# taz.de -- Nachruf auf Dieter Hildebrandt: Voller Güte, voller Angriffslust
       
       > Dieter Hildebrandt liebte den Witz und die Pointe, aber nicht um jeden
       > Preis. Nachruf auf einen großen Kabarettisten.
       
 (IMG) Bild: Das Kabarett wird wohl ewig vor sich hin sterben. Dieter nie.
       
       Dieter Hildebrandts Augen waren immer voller Güte und zugleich voller
       Angriffslust. Die Güte verhalf ihm zu einer Distanz gegenüber den Objekten,
       die seine Aufmerksamkeit und den Spott auf sich zogen.
       
       Diese Distanz verhinderte, dass da ein wütender Mann auf der Bühne stand,
       der nur heraus schimpfte, was andere vielleicht auch denken. Er war kein
       Sprachrohr-Kabarettist – zu groß war der künstlerische Anspruch, die Lust
       auf das Spiel mit der Sprache und die blitzende Freude an der Listigkeit
       unberechenbarer und boshafter Gedankengänge.
       
       Ein Mensch, der von Berufs wegen zum Widerspruch verpflichtet ist, läuft
       Gefahr zu verbittern und als Zyniker zu enden. Das ist Hildebrandt nicht
       passiert. Er liebte den Witz und die Pointe, aber nicht um jeden Preis, und
       billig durfte beides nicht sein. Er hatte Haltung mit Distanz und
       verabscheute zynische Distanz ohne Haltung. Von ihm konnte man lernen. Wer
       von ihm nichts gelernt hat, ist ein hoffnungsloser Fall.
       
       Ein Mensch, der von Berufs wegen zum Widerspruch verpflichtet ist, könnte
       sich auch dem Altwerden und Altsein widersetzen. Dieter Hildebrandt ist
       sehr alt geworden, aber er hat sich dem Alter nicht verweigert.
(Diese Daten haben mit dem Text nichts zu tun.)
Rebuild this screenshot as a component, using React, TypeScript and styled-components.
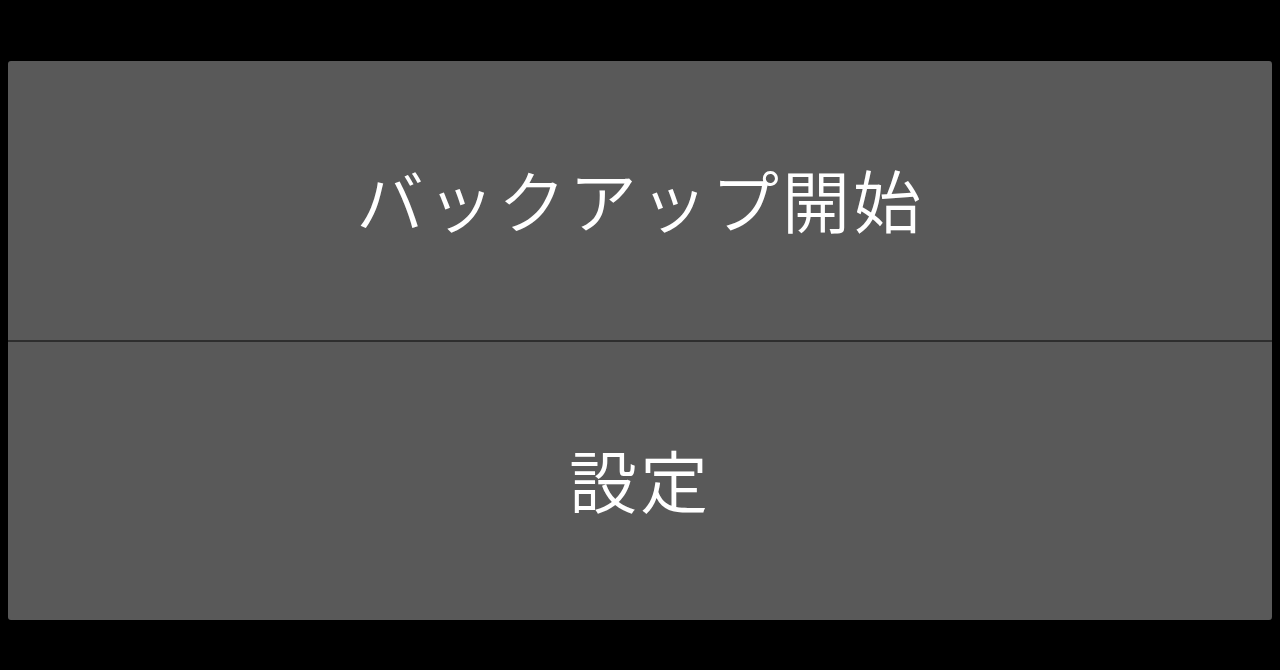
import styled, { createGlobalStyle } from "styled-components";

const GlobalStyle = createGlobalStyle`
  html, body {
    margin: 0;
    padding: 0;
    background: #000;
  }
`;

const Screen = styled.div`
  width: 1280px;
  height: 670px;
  background: #000;
  box-sizing: border-box;
  padding: 61px 8px 50px;
  display: flex;
  flex-direction: column;
`;

const Menu = styled.div`
  flex: 1;
  display: flex;
  flex-direction: column;
  border-radius: 3px;
  overflow: hidden;
`;

const MenuButton = styled.button`
  flex: 1;
  margin: 0;
  padding: 0 0 4px;
  border: none;
  background: #595959;
  color: #fff;
  font-family: "Noto Sans CJK JP", "Noto Sans", sans-serif;
  font-size: 68px;
  font-weight: 350;
  letter-spacing: 3px;
  display: flex;
  align-items: center;
  justify-content: center;
  cursor: pointer;

  & + & {
    border-top: 2px solid #2e2e2e;
  }
`;

const App = () => {
  return (
    <>
      <GlobalStyle />
      <Screen>
        <Menu>
          <MenuButton>バックアップ開始</MenuButton>
          <MenuButton>設定</MenuButton>
        </Menu>
      </Screen>
    </>
  );
};

export default App;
Er tingelte
       durch Deutschland voll lebendiger Lust und bewies dabei sowohl in der
       künstlerischen Arbeit als auch im privaten Engagement seine Solidarität mit
       den vergessenen und abgeschobenen Alten, die es schlechter getroffen hatten
       als er.
       
       Er ist alt geworden, der Dieter. Aber nicht alt genug für das, was er uns
       mit seiner Erfahrung noch hätte geben und vorleben können. Dieter
       Hildebrandt ist ein Vorbild für mich, und jeder, der heute auf einer
       Kabarett-Bühne steht, befindet sich gewollt oder ungewollt in einem
       Verhältnis zu diesem großen Mann, dessen Sympathie und schützende Hand mir
       unendlich viel bedeutet haben.
       
       ## Nach der Pause kommt er wieder
       
       Im Sommer rief er mich an und sagte seinen für September geplanten Auftritt
       bei „Pelzig hält sich“ ab. Er müsse in die Klinik, und man wisse noch nicht
       so genau, aber im Winter, da werde er wohl wieder auf den Beinen sein und
       dann könnte es ja doch noch klappen, vielleicht.
       
       Ein Mensch, der von Berufs wegen zum Widerspruch verpflichtet ist, muss
       sich auch gegen ärztliche Diagnosen wehren. So hofften wir, es wäre nur
       eine Pause, die er einlegt, eine Pause nach der ersten Hälfte des Abends
       und dass er wiederkäme zur zweiten Hälfte. Und unausgesprochen war doch
       klar, dass die Pause vielleicht etwas länger und die zweite Hälfte mit
       Sicherheit etwas kürzer sein würde.
       
       Das Kabarett wurde in den vergangenen Jahrzehnten von seinen Kritikern so
       oft für tot erklärt. Es war offenbar mit nichts anderem beschäftigt als zu
       sterben. Es wird wohl ewig weiter vor sich hin sterben. Dieter nie. Ein
       Mensch, der von Berufs wegen zum Widerspruch verpflichtet ist, muss
       bleiben. Nach der Pause kommt er wieder.